Wilcoxon signed-rank test results
To further examine pairwise differences and specifically assess the performance gains achieved by the proposed DGGO–LSTM framework, Wilcoxon signed-rank tests were performed. This nonparametric test was selected due to its robustness to non-normal error distributions and its suitability for paired comparisons based on cross-validation results. The Wilcoxon signed-rank test results are reported in Table 20.
Figure 29 provides a comprehensive visual evaluation of the predictive performance and interrelations among the applied models. The two scatter plots in the top row display the model-wise distribution of the Root Mean Square Error (RMSE) and Nash–Sutcliffe Efficiency (NSE), respectively, highlighting variance and central tendency through the spread of blue data points. The bottom-left subplot illustrates a regression plot comparing observed versus predicted values across all models, with a reference line \(y = x\) in red, which serves to assess the predictive bias and alignment of estimations. Finally, the bottom-right subplot contains a heatmap summarizing the performance metric values for each model, with the intensity of green indicating superior performance and red denoting relatively lower accuracy. This integrative figure enables comparative analysis through both statistical distribution and model ranking, supporting a multidimensional performance appraisal.
Composite visualization of model performance via scatter plots, regression analysis, and heatmap summary.
Figure 30 presents a histogram-based comparative visualization of model outputs, structured to highlight the individual and overlapping distributions for each learning model. The figure incorporates histograms representing the data distributions associated with four distinct models—LSTM, RNN, CNN, and ANN—each denoted by different colors (blue, red, green, and magenta, respectively). These histograms not only visualize the frequency distribution of the data values for each model but also allow for a quick assessment of spread, central tendency, and outliers. The alignment of these histograms facilitates side-by-side comparison of the distribution characteristics across models, which is essential for identifying consistency or variability in prediction behavior among the learning algorithms.
Histogram comparison of output distributions across different models.

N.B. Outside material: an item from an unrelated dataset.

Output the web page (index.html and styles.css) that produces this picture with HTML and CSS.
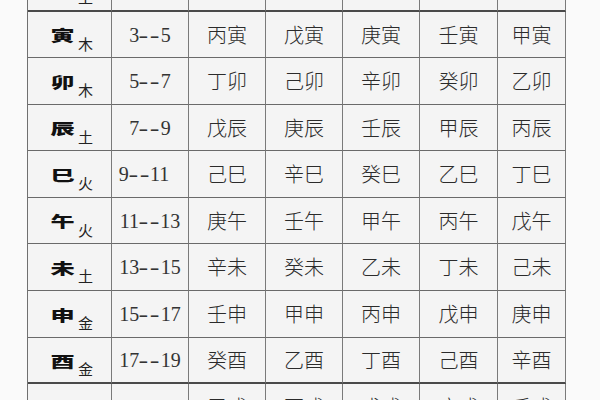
FILE: index.html
```html
<!DOCTYPE html>
<html lang="zh">
<head>
<meta charset="utf-8">
<title>时辰表</title>
<link rel="stylesheet" href="styles.css">
</head>
<body>
<div class="table">
  <div class="c b r0"><span class="br">丑</span><span class="el">土</span></div>
  <div class="c n r0">1<span class="d">--</span>3</div>
  <div class="c g r0">乙丑</div><div class="c g r0">丁丑</div><div class="c g r0">己丑</div><div class="c g r0">辛丑</div><div class="c g r0">癸丑</div>

  <div class="c b"><span class="br">寅</span><span class="el">木</span></div>
  <div class="c n">3<span class="d">--</span>5</div>
  <div class="c g">丙寅</div><div class="c g">戊寅</div><div class="c g">庚寅</div><div class="c g">壬寅</div><div class="c g">甲寅</div>

  <div class="c b"><span class="br">卯</span><span class="el">木</span></div>
  <div class="c n">5<span class="d">--</span>7</div>
  <div class="c g">丁卯</div><div class="c g">己卯</div><div class="c g">辛卯</div><div class="c g">癸卯</div><div class="c g">乙卯</div>

  <div class="c b"><span class="br">辰</span><span class="el">土</span></div>
  <div class="c n">7<span class="d">--</span>9</div>
  <div class="c g">戊辰</div><div class="c g">庚辰</div><div class="c g">壬辰</div><div class="c g">甲辰</div><div class="c g">丙辰</div>

  <div class="c b"><span class="br">巳</span><span class="el">火</span></div>
  <div class="c n shift">9<span class="d">--</span>11</div>
  <div class="c g">己巳</div><div class="c g">辛巳</div><div class="c g">癸巳</div><div class="c g">乙巳</div><div class="c g">丁巳</div>

  <div class="c b"><span class="br">午</span><span class="el">火</span></div>
  <div class="c n">11<span class="d">--</span>13</div>
  <div class="c g">庚午</div><div class="c g">壬午</div><div class="c g">甲午</div><div class="c g">丙午</div><div class="c g">戊午</div>

  <div class="c b"><span class="br">未</span><span class="el">土</span></div>
  <div class="c n">13<span class="d">--</span>15</div>
  <div class="c g">辛未</div><div class="c g">癸未</div><div class="c g">乙未</div><div class="c g">丁未</div><div class="c g">己未</div>

  <div class="c b"><span class="br">申</span><span class="el">金</span></div>
  <div class="c n">15<span class="d">--</span>17</div>
  <div class="c g">壬申</div><div class="c g">甲申</div><div class="c g">丙申</div><div class="c g">戊申</div><div class="c g">庚申</div>

  <div class="c b r8"><span class="br">酉</span><span class="el">金</span></div>
  <div class="c n r8">17<span class="d">--</span>19</div>
  <div class="c g r8">癸酉</div><div class="c g r8">乙酉</div><div class="c g r8">丁酉</div><div class="c g r8">己酉</div><div class="c g r8">辛酉</div>

  <div class="c b"><span class="br">戌</span><span class="el">土</span></div>
  <div class="c n">19<span class="d">--</span>21</div>
  <div class="c g">甲戌</div><div class="c g">丙戌</div><div class="c g">戊戌</div><div class="c g">庚戌</div><div class="c g">壬戌</div>
</div>
</body>
</html>
```
FILE: styles.css
```css
html, body {
  margin: 0;
  padding: 0;
  background: #fafafa;
  overflow: hidden;
}

.table {
  display: grid;
  grid-template-columns: 84px 77px 77px 77px 77px 78px 68px;
  grid-template-rows: 47px 46px 47px 46px 47px 46px 47px 47px 46px 46px;
  width: max-content;
  margin: -35px 0 0 27px;
  border-left: 1px solid #707070;
}

.c {
  box-sizing: border-box;
  background: #f4f4f4;
  border-right: 1px solid #7a7a7a;
  border-bottom: 1px solid #6a6a6a;
  display: flex;
  align-items: center;
  justify-content: center;
  color: #2b2b2b;
}

.r0, .r8 {
  border-bottom: 2px solid #4a4a4a;
}

.g {
  font-family: "Noto Sans CJK SC", sans-serif;
  font-weight: 300;
  font-size: 20px;
  line-height: 1;
}

.n {
  font-family: "Liberation Serif", serif;
  font-size: 20px;
  line-height: 1;
  color: #333;
}

.n .d {
  display: inline-block;
  padding: 0 3px;
  letter-spacing: 1px;
  transform: scaleX(1.45);
}

.shift {
  padding-right: 12px;
}

.b {
  padding-left: 5px;
  font-family: "Noto Sans CJK SC", sans-serif;
  gap: 4px;
}

.br {
  display: inline-block;
  font-size: 23px;
  font-weight: 900;
  line-height: 1;
  color: #111;
  transform: scale(1.05, 0.64);
}

.el {
  display: inline-block;
  font-size: 15px;
  font-weight: 400;
  line-height: 1;
  color: #222;
  margin-top: 17px;
}
```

The Wilcoxon signed-rank test results demonstrate that DGGO–LSTM achieves statistically significant improvements over GWO–LSTM, GGO–LSTM, and WOA–LSTM on the external dataset, with all two-tailed p-values equal to 0.002 and well below the 0.05 significance threshold. The reported discrepancy values further indicate that the magnitude of the performance differences consistently favors DGGO–LSTM, reinforcing the statistical robustness and cross-dataset generalizability of the proposed optimization framework.